* [YOUR GOAL]: Output each line of the material exactly as it stands.
******************************
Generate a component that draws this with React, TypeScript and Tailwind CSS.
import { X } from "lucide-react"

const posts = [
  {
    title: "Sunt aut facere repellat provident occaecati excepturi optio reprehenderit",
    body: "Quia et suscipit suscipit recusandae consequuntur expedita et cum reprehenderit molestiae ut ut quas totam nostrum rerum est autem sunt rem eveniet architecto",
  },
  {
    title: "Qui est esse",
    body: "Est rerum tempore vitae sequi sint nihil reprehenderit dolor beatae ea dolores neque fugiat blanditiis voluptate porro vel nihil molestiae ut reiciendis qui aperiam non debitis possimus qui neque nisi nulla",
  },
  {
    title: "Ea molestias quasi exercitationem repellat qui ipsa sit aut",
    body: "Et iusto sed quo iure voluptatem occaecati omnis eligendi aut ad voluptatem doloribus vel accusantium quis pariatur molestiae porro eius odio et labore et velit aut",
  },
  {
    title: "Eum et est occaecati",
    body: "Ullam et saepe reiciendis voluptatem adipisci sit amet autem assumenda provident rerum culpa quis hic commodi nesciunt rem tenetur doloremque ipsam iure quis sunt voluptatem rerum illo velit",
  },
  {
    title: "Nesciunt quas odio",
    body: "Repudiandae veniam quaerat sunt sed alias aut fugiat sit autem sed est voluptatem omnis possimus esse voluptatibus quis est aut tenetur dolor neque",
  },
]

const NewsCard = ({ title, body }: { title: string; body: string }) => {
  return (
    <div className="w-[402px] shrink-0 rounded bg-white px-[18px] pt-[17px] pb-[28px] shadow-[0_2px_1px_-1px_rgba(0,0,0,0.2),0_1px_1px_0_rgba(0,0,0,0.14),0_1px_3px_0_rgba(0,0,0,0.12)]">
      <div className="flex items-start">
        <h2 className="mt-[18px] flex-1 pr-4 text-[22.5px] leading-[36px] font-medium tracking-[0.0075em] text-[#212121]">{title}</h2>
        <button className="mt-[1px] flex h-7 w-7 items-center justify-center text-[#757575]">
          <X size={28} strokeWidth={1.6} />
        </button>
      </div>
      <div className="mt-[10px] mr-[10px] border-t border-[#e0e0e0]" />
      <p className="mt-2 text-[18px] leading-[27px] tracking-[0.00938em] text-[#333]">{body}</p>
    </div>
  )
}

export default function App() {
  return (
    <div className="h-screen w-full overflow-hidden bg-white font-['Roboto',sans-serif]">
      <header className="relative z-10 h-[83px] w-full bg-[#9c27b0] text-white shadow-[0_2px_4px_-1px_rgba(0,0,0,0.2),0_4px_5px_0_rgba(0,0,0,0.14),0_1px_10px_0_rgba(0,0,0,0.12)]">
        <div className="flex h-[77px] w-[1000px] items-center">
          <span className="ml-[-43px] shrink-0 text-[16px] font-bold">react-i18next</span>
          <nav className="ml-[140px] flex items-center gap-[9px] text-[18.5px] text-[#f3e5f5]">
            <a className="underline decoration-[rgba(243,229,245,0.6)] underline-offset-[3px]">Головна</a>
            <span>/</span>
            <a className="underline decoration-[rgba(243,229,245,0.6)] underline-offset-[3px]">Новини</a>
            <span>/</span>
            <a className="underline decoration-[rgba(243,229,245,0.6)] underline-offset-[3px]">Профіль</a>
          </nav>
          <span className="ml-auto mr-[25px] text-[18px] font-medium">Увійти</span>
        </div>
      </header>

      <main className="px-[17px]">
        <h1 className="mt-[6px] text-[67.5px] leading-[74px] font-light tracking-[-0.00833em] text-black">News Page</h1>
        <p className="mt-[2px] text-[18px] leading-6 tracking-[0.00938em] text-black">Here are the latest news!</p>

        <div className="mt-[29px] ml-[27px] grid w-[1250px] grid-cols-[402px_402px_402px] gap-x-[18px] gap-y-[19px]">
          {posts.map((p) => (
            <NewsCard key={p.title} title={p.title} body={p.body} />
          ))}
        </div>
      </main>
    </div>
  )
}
******************************
* [RESULT FOR THIS TASK]:
Generate a component that draws this with React, TypeScript and Tailwind CSS.
import { X } from "lucide-react"

const posts = [
  {
    title: "Sunt aut facere repellat provident occaecati excepturi optio reprehenderit",
    body: "Quia et suscipit suscipit recusandae consequuntur expedita et cum reprehenderit molestiae ut ut quas totam nostrum rerum est autem sunt rem eveniet architecto",
  },
  {
    title: "Qui est esse",
    body: "Est rerum tempore vitae sequi sint nihil reprehenderit dolor beatae ea dolores neque fugiat blanditiis voluptate porro vel nihil molestiae ut reiciendis qui aperiam non debitis possimus qui neque nisi nulla",
  },
  {
    title: "Ea molestias quasi exercitationem repellat qui ipsa sit aut",
    body: "Et iusto sed quo iure voluptatem occaecati omnis eligendi aut ad voluptatem doloribus vel accusantium quis pariatur molestiae porro eius odio et labore et velit aut",
  },
  {
    title: "Eum et est occaecati",
    body: "Ullam et saepe reiciendis voluptatem adipisci sit amet autem assumenda provident rerum culpa quis hic commodi nesciunt rem tenetur doloremque ipsam iure quis sunt voluptatem rerum illo velit",
  },
  {
    title: "Nesciunt quas odio",
    body: "Repudiandae veniam quaerat sunt sed alias aut fugiat sit autem sed est voluptatem omnis possimus esse voluptatibus quis est aut tenetur dolor neque",
  },
]

const NewsCard = ({ title, body }: { title: string; body: string }) => {
  return (
    <div className="w-[402px] shrink-0 rounded bg-white px-[18px] pt-[17px] pb-[28px] shadow-[0_2px_1px_-1px_rgba(0,0,0,0.2),0_1px_1px_0_rgba(0,0,0,0.14),0_1px_3px_0_rgba(0,0,0,0.12)]">
      <div className="flex items-start">
        <h2 className="mt-[18px] flex-1 pr-4 text-[22.5px] leading-[36px] font-medium tracking-[0.0075em] text-[#212121]">{title}</h2>
        <button className="mt-[1px] flex h-7 w-7 items-center justify-center text-[#757575]">
          <X size={28} strokeWidth={1.6} />
        </button>
      </div>
      <div className="mt-[10px] mr-[10px] border-t border-[#e0e0e0]" />
      <p className="mt-2 text-[18px] leading-[27px] tracking-[0.00938em] text-[#333]">{body}</p>
    </div>
  )
}

export default function App() {
  return (
    <div className="h-screen w-full overflow-hidden bg-white font-['Roboto',sans-serif]">
      <header className="relative z-10 h-[83px] w-full bg-[#9c27b0] text-white shadow-[0_2px_4px_-1px_rgba(0,0,0,0.2),0_4px_5px_0_rgba(0,0,0,0.14),0_1px_10px_0_rgba(0,0,0,0.12)]">
        <div className="flex h-[77px] w-[1000px] items-center">
          <span className="ml-[-43px] shrink-0 text-[16px] font-bold">react-i18next</span>
          <nav className="ml-[140px] flex items-center gap-[9px] text-[18.5px] text-[#f3e5f5]">
            <a className="underline decoration-[rgba(243,229,245,0.6)] underline-offset-[3px]">Головна</a>
            <span>/</span>
            <a className="underline decoration-[rgba(243,229,245,0.6)] underline-offset-[3px]">Новини</a>
            <span>/</span>
            <a className="underline decoration-[rgba(243,229,245,0.6)] underline-offset-[3px]">Профіль</a>
          </nav>
          <span className="ml-auto mr-[25px] text-[18px] font-medium">Увійти</span>
        </div>
      </header>

      <main className="px-[17px]">
        <h1 className="mt-[6px] text-[67.5px] leading-[74px] font-light tracking-[-0.00833em] text-black">News Page</h1>
        <p className="mt-[2px] text-[18px] leading-6 tracking-[0.00938em] text-black">Here are the latest news!</p>

        <div className="mt-[29px] ml-[27px] grid w-[1250px] grid-cols-[402px_402px_402px] gap-x-[18px] gap-y-[19px]">
          {posts.map((p) => (
            <NewsCard key={p.title} title={p.title} body={p.body} />
          ))}
        </div>
      </main>
    </div>
  )
}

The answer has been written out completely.